## Data

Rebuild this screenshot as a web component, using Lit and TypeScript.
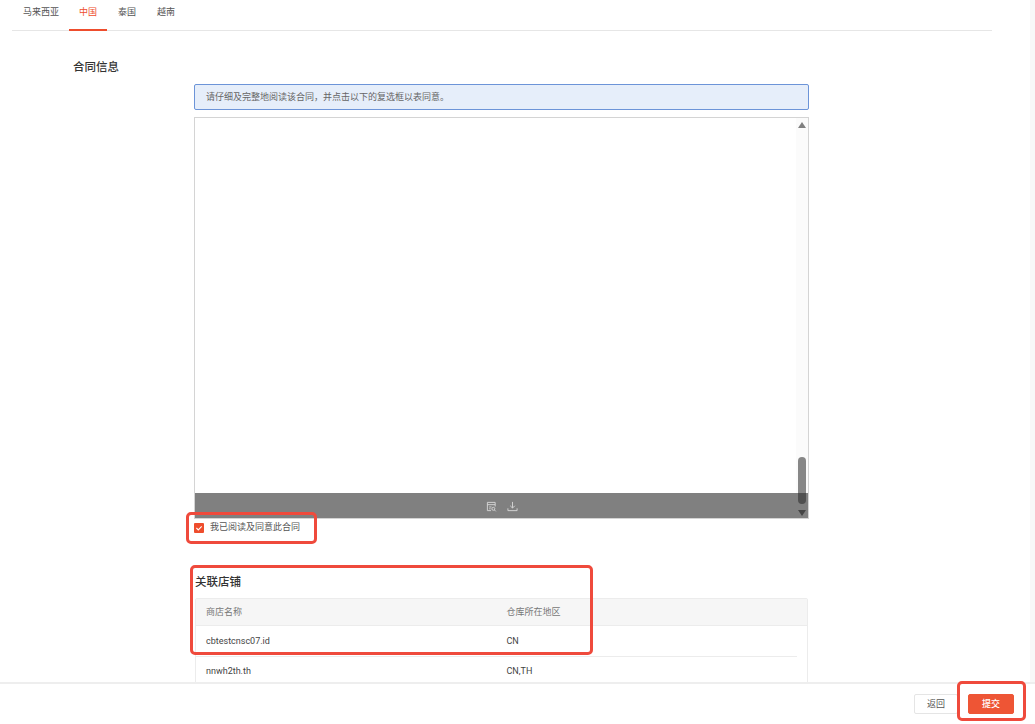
import { LitElement, html, css } from "lit";
import { customElement } from "lit/decorators.js";

@customElement("app-root")
export class AppRoot extends LitElement {
  static styles = css`
    :host { display: block; font-family: "Roboto", "Noto Sans CJK SC", "Liberation Sans", sans-serif; color: #444; }
    * { box-sizing: border-box; }
    .page { position: relative; width: 1035px; height: 724px; overflow: hidden; background: #fff; display: flex; flex-direction: column; }
    .main { flex: 1; min-height: 0; overflow: hidden; padding: 0 43px 0 12px; }
    .tabs { display: flex; height: 31px; border-bottom: 1px solid #e6e6e6; padding-left: 1px; font-size: 9px; color: #555; }
    .tab { padding: 0 10px; height: 31px; line-height: 25px; margin-right: 1px; }
    .tab:first-child { margin-right: 0; }
    .tab.active { color: #ee4d2d; border-bottom: 2px solid #ee4d2d; }
    .section-title { margin: 28px 0 0 61px; font-size: 11.5px; line-height: 16px; font-weight: 500; color: #333; }
    .content { margin: 9px 0 0 182px; width: 615px; }
    .alert { height: 26px; background: #e6eefa; border: 1px solid #6c94d8; border-radius: 2px; padding-left: 11px; font-size: 9px; line-height: 24px; color: #666; }
    .viewer { position: relative; margin-top: 7px; height: 402px; border: 1px solid #d4d4d4; display: flex; flex-direction: column; background: #fff; }
    .doc { flex: 1; }
    .bar { height: 25px; background: #808080; display: flex; align-items: center; justify-content: center; gap: 10px; padding-top: 2px; }
    .bar svg { width: 11px; height: 11px; display: block; }
    .scroll { position: absolute; top: 0; right: 0; bottom: 0; width: 12px; background: linear-gradient(#fbfbfb calc(100% - 25px), transparent 0); }
    .up, .down { position: absolute; left: 2px; width: 0; height: 0; border-left: 4px solid transparent; border-right: 4px solid transparent; }
    .up { top: 4px; border-bottom: 6px solid #808080; }
    .down { bottom: 2px; border-top: 6px solid #444; }
    .thumb { position: absolute; left: 2px; top: 339px; width: 8px; height: 47px; border-radius: 4px; background: rgba(40,40,40,.55); }
    .agree { display: flex; align-items: center; gap: 6px; margin-top: 4px; height: 10px; font-size: 9px; line-height: 9px; color: #555; }
    .check { width: 10px; height: 10px; background: #ee4d2d; border-radius: 1px; display: block; flex: none; }
    .agree span { margin-top: -1px; }
    .sub-title { margin: 41px 0 0 1px; font-size: 11.5px; line-height: 16px; font-weight: 500; color: #333; }
    .table { margin: 8px 0 0 1px; width: 613px; border: 1px solid #ececec; border-radius: 2px; }
    .row { display: grid; grid-template-columns: 300.5px 1fr; padding: 0 10px; font-size: 9px; }
    .head { height: 27px; line-height: 27px; background: #f6f6f6; border-bottom: 1px solid #ececec; color: #777; }
    .cell-row { height: 31px; line-height: 29px; color: #444; }
    .cell-row.line { border-bottom: 1px solid #ececec; line-height: 30px; margin-right: 10px; padding-right: 0; }
    .footer { flex: none; height: 42px; background: #fff; border-top: 2px solid #eee; display: flex; justify-content: flex-end; align-items: flex-start; gap: 10px; padding: 10px 21px 0 0; }
    .btn { width: 44px; height: 20px; font-size: 9px; line-height: 18px; text-align: center; border-radius: 2px; border: 1px solid #e5e5e5; background: #fff; color: #555; }
    .btn.primary { width: 46px; background: #ee5535; border-color: #ee5535; color: #fff; font-weight: 500; }
    .gutter { position: absolute; top: 0; right: 0; bottom: 42px; width: 5px; background: #f8f8f8; }
    .mark { position: absolute; border: 3px solid #ef4a3c; border-radius: 5px; pointer-events: none; }
    .m1 { left: 186px; top: 512px; width: 131px; height: 32px; }
    .m2 { left: 190px; top: 565px; width: 403px; height: 90px; }
    .m3 { left: 957px; top: 681px; width: 69px; height: 40px; }
  `;

  render() {
    return html`
      <div class="page">
        <div class="main">
          <div class="tabs">
            <div class="tab">马来西亚</div>
            <div class="tab active">中国</div>
            <div class="tab">泰国</div>
            <div class="tab">越南</div>
          </div>
          <div class="section-title">合同信息</div>
          <div class="content">
            <div class="alert">请仔细及完整地阅读该合同，并点击以下的复选框以表同意。</div>
            <div class="viewer">
              <div class="doc"></div>
              <div class="bar">
                <svg viewBox="0 0 12 12" fill="none" stroke="#d8d8d8" stroke-width="1">
                  <path d="M5.5 10.5H1.5v-9h8.5V6M1.5 4h8.5M3.5 6.5h2.5M3.5 8.5h1.5" />
                  <circle cx="8" cy="8.5" r="1.6" />
                  <path d="M9.2 9.8l1.5 1.5" />
                </svg>
                <svg viewBox="0 0 12 12" fill="none" stroke="#d8d8d8" stroke-width="1">
                  <path d="M6 1v6.5M3.5 5.2L6 7.7l2.5-2.5" />
                  <path d="M1 8v2.5h10V8" />
                </svg>
              </div>
              <div class="scroll">
                <div class="up"></div>
                <div class="thumb"></div>
                <div class="down"></div>
              </div>
            </div>
            <div class="agree">
              <svg class="check" viewBox="0 0 10 10" fill="none" stroke="#fff" stroke-width="1.1">
                <path d="M2.4 5l1.9 1.9 3.4-3.6" />
              </svg>
              <span>我已阅读及同意此合同</span>
            </div>
            <div class="sub-title">关联店铺</div>
            <div class="table">
              <div class="row head"><span>商店名称</span><span>仓库所在地区</span></div>
              <div class="row cell-row line"><span>cbtestcnsc07.id</span><span>CN</span></div>
              <div class="row cell-row"><span>nnwh2th.th</span><span>CN,TH</span></div>
            </div>
          </div>
        </div>
        <div class="footer">
          <div class="btn">返回</div>
          <div class="btn primary">提交</div>
        </div>
        <div class="gutter"></div>
        <div class="mark m1"></div>
        <div class="mark m2"></div>
        <div class="mark m3"></div>
      </div>
    `;
  }
}
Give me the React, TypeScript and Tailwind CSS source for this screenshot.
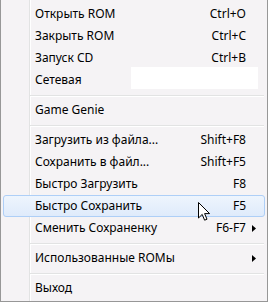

## Task instructions
Every record above should be written out again exactly; the pictures stay out of the copy.

## Answer to this problem
Rebuild this screenshot as a web component, using Lit and TypeScript.
import { LitElement, html, css } from "lit";
import { customElement } from "lit/decorators.js";

@customElement("app-root")
export class AppRoot extends LitElement {
  static styles = css`
    :host { display: block; font-family: "Roboto", "Noto Sans CJK SC", "Liberation Sans", sans-serif; color: #444; }
    * { box-sizing: border-box; }
    .page { position: relative; width: 1035px; height: 724px; overflow: hidden; background: #fff; display: flex; flex-direction: column; }
    .main { flex: 1; min-height: 0; overflow: hidden; padding: 0 43px 0 12px; }
    .tabs { display: flex; height: 31px; border-bottom: 1px solid #e6e6e6; padding-left: 1px; font-size: 9px; color: #555; }
    .tab { padding: 0 10px; height: 31px; line-height: 25px; margin-right: 1px; }
    .tab:first-child { margin-right: 0; }
    .tab.active { color: #ee4d2d; border-bottom: 2px solid #ee4d2d; }
    .section-title { margin: 28px 0 0 61px; font-size: 11.5px; line-height: 16px; font-weight: 500; color: #333; }
    .content { margin: 9px 0 0 182px; width: 615px; }
    .alert { height: 26px; background: #e6eefa; border: 1px solid #6c94d8; border-radius: 2px; padding-left: 11px; font-size: 9px; line-height: 24px; color: #666; }
    .viewer { position: relative; margin-top: 7px; height: 402px; border: 1px solid #d4d4d4; display: flex; flex-direction: column; background: #fff; }
    .doc { flex: 1; }
    .bar { height: 25px; background: #808080; display: flex; align-items: center; justify-content: center; gap: 10px; padding-top: 2px; }
    .bar svg { width: 11px; height: 11px; display: block; }
    .scroll { position: absolute; top: 0; right: 0; bottom: 0; width: 12px; background: linear-gradient(#fbfbfb calc(100% - 25px), transparent 0); }
    .up, .down { position: absolute; left: 2px; width: 0; height: 0; border-left: 4px solid transparent; border-right: 4px solid transparent; }
    .up { top: 4px; border-bottom: 6px solid #808080; }
    .down { bottom: 2px; border-top: 6px solid #444; }
    .thumb { position: absolute; left: 2px; top: 339px; width: 8px; height: 47px; border-radius: 4px; background: rgba(40,40,40,.55); }
    .agree { display: flex; align-items: center; gap: 6px; margin-top: 4px; height: 10px; font-size: 9px; line-height: 9px; color: #555; }
    .check { width: 10px; height: 10px; background: #ee4d2d; border-radius: 1px; display: block; flex: none; }
    .agree span { margin-top: -1px; }
    .sub-title { margin: 41px 0 0 1px; font-size: 11.5px; line-height: 16px; font-weight: 500; color: #333; }
    .table { margin: 8px 0 0 1px; width: 613px; border: 1px solid #ececec; border-radius: 2px; }
    .row { display: grid; grid-template-columns: 300.5px 1fr; padding: 0 10px; font-size: 9px; }
    .head { height: 27px; line-height: 27px; background: #f6f6f6; border-bottom: 1px solid #ececec; color: #777; }
    .cell-row { height: 31px; line-height: 29px; color: #444; }
    .cell-row.line { border-bottom: 1px solid #ececec; line-height: 30px; margin-right: 10px; padding-right: 0; }
    .footer { flex: none; height: 42px; background: #fff; border-top: 2px solid #eee; display: flex; justify-content: flex-end; align-items: flex-start; gap: 10px; padding: 10px 21px 0 0; }
    .btn { width: 44px; height: 20px; font-size: 9px; line-height: 18px; text-align: center; border-radius: 2px; border: 1px solid #e5e5e5; background: #fff; color: #555; }
    .btn.primary { width: 46px; background: #ee5535; border-color: #ee5535; color: #fff; font-weight: 500; }
    .gutter { position: absolute; top: 0; right: 0; bottom: 42px; width: 5px; background: #f8f8f8; }
    .mark { position: absolute; border: 3px solid #ef4a3c; border-radius: 5px; pointer-events: none; }
    .m1 { left: 186px; top: 512px; width: 131px; height: 32px; }
    .m2 { left: 190px; top: 565px; width: 403px; height: 90px; }
    .m3 { left: 957px; top: 681px; width: 69px; height: 40px; }
  `;

  render() {
    return html`
      <div class="page">
        <div class="main">
          <div class="tabs">
            <div class="tab">马来西亚</div>
            <div class="tab active">中国</div>
            <div class="tab">泰国</div>
            <div class="tab">越南</div>
          </div>
          <div class="section-title">合同信息</div>
          <div class="content">
            <div class="alert">请仔细及完整地阅读该合同，并点击以下的复选框以表同意。</div>
            <div class="viewer">
              <div class="doc"></div>
              <div class="bar">
                <svg viewBox="0 0 12 12" fill="none" stroke="#d8d8d8" stroke-width="1">
                  <path d="M5.5 10.5H1.5v-9h8.5V6M1.5 4h8.5M3.5 6.5h2.5M3.5 8.5h1.5" />
                  <circle cx="8" cy="8.5" r="1.6" />
                  <path d="M9.2 9.8l1.5 1.5" />
                </svg>
                <svg viewBox="0 0 12 12" fill="none" stroke="#d8d8d8" stroke-width="1">
                  <path d="M6 1v6.5M3.5 5.2L6 7.7l2.5-2.5" />
                  <path d="M1 8v2.5h10V8" />
                </svg>
              </div>
              <div class="scroll">
                <div class="up"></div>
                <div class="thumb"></div>
                <div class="down"></div>
              </div>
            </div>
            <div class="agree">
              <svg class="check" viewBox="0 0 10 10" fill="none" stroke="#fff" stroke-width="1.1">
                <path d="M2.4 5l1.9 1.9 3.4-3.6" />
              </svg>
              <span>我已阅读及同意此合同</span>
            </div>
            <div class="sub-title">关联店铺</div>
            <div class="table">
              <div class="row head"><span>商店名称</span><span>仓库所在地区</span></div>
              <div class="row cell-row line"><span>cbtestcnsc07.id</span><span>CN</span></div>
              <div class="row cell-row"><span>nnwh2th.th</span><span>CN,TH</span></div>
            </div>
          </div>
        </div>
        <div class="footer">
          <div class="btn">返回</div>
          <div class="btn primary">提交</div>
        </div>
        <div class="gutter"></div>
        <div class="mark m1"></div>
        <div class="mark m2"></div>
        <div class="mark m3"></div>
      </div>
    `;
  }
}
Give me the React, TypeScript and Tailwind CSS source for this screenshot.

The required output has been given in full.